>>>
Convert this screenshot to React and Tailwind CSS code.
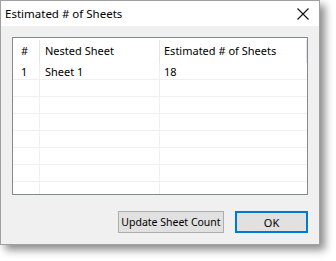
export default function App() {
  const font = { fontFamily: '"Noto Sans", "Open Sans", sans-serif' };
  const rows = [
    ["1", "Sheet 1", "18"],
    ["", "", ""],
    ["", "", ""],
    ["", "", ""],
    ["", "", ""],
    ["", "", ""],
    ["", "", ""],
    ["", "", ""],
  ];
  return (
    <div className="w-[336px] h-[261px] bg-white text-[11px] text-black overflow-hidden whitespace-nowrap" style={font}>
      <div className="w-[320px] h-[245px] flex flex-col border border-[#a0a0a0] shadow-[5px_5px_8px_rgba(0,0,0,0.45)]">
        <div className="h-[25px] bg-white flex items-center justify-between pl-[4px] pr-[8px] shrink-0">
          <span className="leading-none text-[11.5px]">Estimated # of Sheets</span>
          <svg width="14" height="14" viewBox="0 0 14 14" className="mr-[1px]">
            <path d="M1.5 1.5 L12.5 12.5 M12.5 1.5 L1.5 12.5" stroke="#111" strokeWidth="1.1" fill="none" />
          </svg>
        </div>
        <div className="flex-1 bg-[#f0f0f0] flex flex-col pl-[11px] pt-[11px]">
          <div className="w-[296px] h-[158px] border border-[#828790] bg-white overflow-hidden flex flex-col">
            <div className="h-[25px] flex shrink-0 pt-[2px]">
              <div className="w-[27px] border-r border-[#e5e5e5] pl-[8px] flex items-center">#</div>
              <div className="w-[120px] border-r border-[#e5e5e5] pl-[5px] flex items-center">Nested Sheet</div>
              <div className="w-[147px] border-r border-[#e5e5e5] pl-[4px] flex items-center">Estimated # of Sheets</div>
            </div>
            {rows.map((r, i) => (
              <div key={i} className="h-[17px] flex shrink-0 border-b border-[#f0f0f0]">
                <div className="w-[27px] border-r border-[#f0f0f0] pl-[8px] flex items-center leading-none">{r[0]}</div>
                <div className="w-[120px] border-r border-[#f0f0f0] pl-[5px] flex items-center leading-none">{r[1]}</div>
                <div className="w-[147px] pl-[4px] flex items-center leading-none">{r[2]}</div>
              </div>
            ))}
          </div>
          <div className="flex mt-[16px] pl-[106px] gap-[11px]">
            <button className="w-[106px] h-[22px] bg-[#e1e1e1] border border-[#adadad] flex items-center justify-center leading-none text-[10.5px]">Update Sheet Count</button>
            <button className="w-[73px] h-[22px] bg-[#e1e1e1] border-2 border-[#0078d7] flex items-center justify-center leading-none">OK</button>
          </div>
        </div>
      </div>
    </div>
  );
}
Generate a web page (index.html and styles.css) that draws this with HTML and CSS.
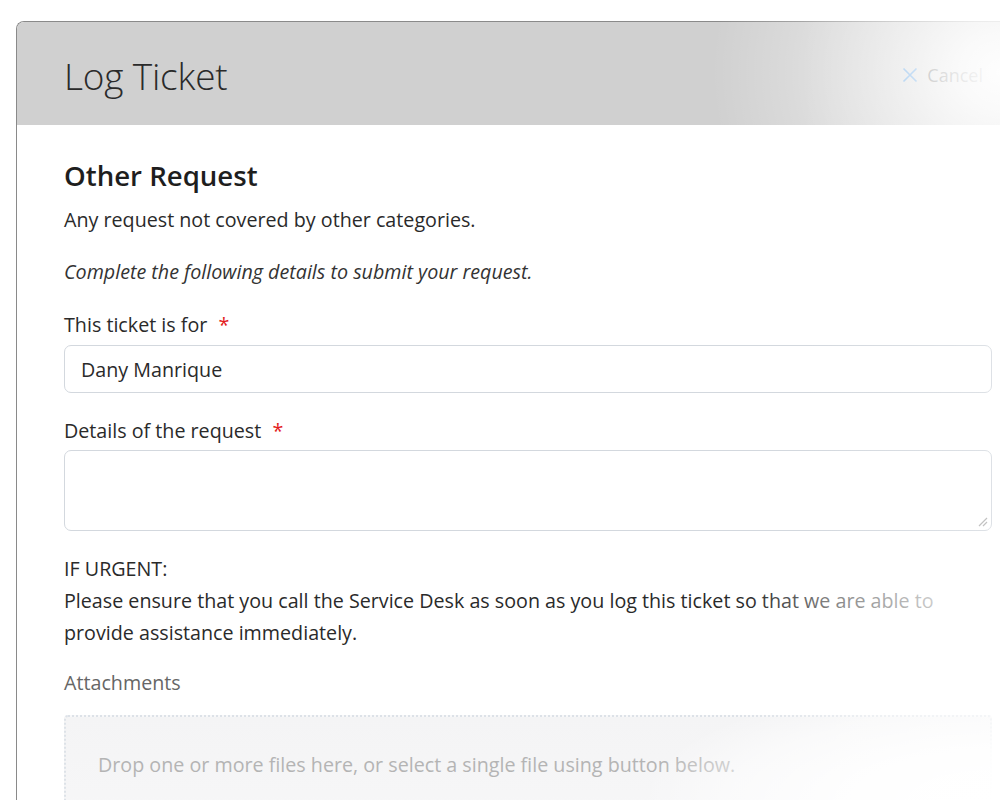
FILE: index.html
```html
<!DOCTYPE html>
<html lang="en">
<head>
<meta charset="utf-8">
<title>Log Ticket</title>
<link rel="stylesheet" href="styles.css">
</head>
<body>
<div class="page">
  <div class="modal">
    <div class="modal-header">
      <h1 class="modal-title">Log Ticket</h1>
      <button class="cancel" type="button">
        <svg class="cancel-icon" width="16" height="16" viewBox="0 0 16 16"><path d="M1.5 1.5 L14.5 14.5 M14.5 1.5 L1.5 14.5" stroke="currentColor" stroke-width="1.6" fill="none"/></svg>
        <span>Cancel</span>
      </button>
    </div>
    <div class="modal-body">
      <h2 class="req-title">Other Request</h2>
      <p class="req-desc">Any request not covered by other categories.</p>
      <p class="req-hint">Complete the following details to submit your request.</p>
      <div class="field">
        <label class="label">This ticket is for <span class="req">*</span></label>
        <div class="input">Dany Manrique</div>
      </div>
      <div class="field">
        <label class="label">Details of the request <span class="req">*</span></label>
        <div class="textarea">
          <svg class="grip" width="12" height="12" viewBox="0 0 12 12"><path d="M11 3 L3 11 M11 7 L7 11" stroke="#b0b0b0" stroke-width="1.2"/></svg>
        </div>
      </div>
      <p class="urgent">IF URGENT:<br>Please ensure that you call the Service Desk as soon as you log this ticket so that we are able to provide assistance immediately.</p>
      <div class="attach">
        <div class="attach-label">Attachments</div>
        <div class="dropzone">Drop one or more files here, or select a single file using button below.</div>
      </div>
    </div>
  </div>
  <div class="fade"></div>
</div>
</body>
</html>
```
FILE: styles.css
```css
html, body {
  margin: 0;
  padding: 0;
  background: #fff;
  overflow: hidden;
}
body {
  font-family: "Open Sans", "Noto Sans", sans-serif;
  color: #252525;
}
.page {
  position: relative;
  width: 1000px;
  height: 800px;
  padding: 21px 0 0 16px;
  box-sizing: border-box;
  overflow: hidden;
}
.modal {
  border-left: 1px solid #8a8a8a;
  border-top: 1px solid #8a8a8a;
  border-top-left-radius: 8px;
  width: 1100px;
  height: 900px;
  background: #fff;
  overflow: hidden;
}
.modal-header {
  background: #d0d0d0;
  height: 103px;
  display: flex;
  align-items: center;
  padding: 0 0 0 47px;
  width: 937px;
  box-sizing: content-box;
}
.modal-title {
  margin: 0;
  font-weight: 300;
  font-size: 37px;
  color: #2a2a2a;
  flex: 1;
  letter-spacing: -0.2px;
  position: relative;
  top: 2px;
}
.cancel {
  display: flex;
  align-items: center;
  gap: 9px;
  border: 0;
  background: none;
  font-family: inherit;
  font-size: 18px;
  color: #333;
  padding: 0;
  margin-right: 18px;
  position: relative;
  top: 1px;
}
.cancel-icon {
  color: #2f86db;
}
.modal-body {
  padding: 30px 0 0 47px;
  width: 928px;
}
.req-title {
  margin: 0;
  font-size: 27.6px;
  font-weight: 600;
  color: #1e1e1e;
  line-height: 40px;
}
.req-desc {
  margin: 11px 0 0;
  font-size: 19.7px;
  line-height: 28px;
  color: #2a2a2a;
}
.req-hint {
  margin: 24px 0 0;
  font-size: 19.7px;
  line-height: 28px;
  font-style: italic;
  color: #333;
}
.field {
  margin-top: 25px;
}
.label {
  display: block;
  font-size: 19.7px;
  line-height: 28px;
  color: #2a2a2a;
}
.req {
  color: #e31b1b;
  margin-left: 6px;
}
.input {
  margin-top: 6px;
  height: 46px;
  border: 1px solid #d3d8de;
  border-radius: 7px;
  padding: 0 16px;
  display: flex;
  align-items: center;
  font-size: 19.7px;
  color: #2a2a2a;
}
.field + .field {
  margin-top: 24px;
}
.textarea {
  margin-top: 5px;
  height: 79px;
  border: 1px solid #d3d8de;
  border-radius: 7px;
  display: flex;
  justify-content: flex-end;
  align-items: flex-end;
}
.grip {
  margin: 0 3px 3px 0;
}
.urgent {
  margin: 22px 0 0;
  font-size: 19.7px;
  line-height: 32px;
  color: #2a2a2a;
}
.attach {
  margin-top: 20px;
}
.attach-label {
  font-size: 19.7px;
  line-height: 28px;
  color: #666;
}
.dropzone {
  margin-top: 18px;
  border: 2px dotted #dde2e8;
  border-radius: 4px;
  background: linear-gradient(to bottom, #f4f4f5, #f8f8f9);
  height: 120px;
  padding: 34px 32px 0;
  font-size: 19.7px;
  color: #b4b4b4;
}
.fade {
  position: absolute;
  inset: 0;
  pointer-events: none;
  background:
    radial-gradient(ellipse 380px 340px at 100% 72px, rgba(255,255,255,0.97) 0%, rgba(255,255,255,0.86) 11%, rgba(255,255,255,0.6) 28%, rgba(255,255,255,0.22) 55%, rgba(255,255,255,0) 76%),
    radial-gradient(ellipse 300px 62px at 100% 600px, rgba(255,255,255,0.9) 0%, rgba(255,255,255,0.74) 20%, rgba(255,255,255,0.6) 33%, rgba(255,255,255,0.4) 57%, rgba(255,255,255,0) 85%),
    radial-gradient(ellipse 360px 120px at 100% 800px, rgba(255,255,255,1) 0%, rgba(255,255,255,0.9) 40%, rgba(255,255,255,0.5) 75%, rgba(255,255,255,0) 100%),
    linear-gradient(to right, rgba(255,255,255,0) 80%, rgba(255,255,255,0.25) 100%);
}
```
<<<
DO THIS:
Collect each line above holding the string "that".

OUTPUT BELOW:
Generate a web page (index.html and styles.css) that draws this with HTML and CSS.
      <p class="urgent">IF URGENT:<br>Please ensure that you call the Service Desk as soon as you log this ticket so that we are able to provide assistance immediately.</p>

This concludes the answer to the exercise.